Any non-abelian group $$G$$ of odd order will work. This is because, by Lagrange, every element then has an odd order as well.

See here for an explicit construction of the smallest non-abelian group of odd order.

• $\begin{pmatrix} \hat 1 & a & b \\ \hat 0& \hat 1 & c \\ \hat 0 & \hat 0 & \hat 1 \end{pmatrix} \ ,a,b,c \in \mathbb Z_3. A^3=I_3$ . This is on the anwer sheet, but I wanted to know if there are some easier groups to find.It's pretty hard to find matrices. – Andrei Gabor Mar 5 '19 at 9:57
• That group of order 27 may be the simplest to describe. There is an example of a group of order 21 that can be constructed either as a semidirect product or as a subgroup of $S_7$, or as a group of 2x2 matrices over $\Bbb{Z}_7$. These are all among the simplest to describe groups. What are you looking for? – Jyrki Lahtonen Mar 5 '19 at 10:11
• Mind you, Servaes' answer tells how to arrive at that group. You may consider accepting that instead of mine. Your call, of course. You really need to have built up some kind of a library of groups so that you can draw these groups from the shelf in your brain :-) – Jyrki Lahtonen Mar 5 '19 at 10:14

One example of such a group is the subgroup of $$\operatorname{GL}_3(\Bbb{F}_3)$$ of matrices of the form $$\begin{pmatrix}1&a&b\\0&1&c\\0&0&1\end{pmatrix}.$$ My thought process; if $$a^2=a^{-1}$$ for all $$a\in G$$ then the implication is immediate.
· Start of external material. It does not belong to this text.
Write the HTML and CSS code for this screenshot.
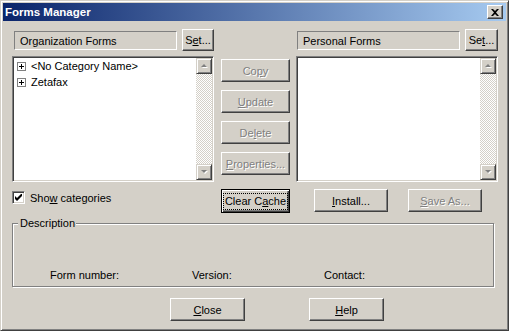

So I'd like a group in which the order of every element divides $$3$$. Then the order of this group is $$3^k$$ for some $$k$$, because I'd like the group to be finite. Now I know that if the order of a group is either $$p$$ or $$p^2$$ for a prime $$p$$, then it is abelian. So I'd like a group of order $$p^3$$. This is the first one that came to mind.

It isn't hard to check that this group is non-abelian, and if you have a little patience it isn't even that hard to check explicitly that the relation $$a^2b=ba^2\implies ab=ba$$ holds.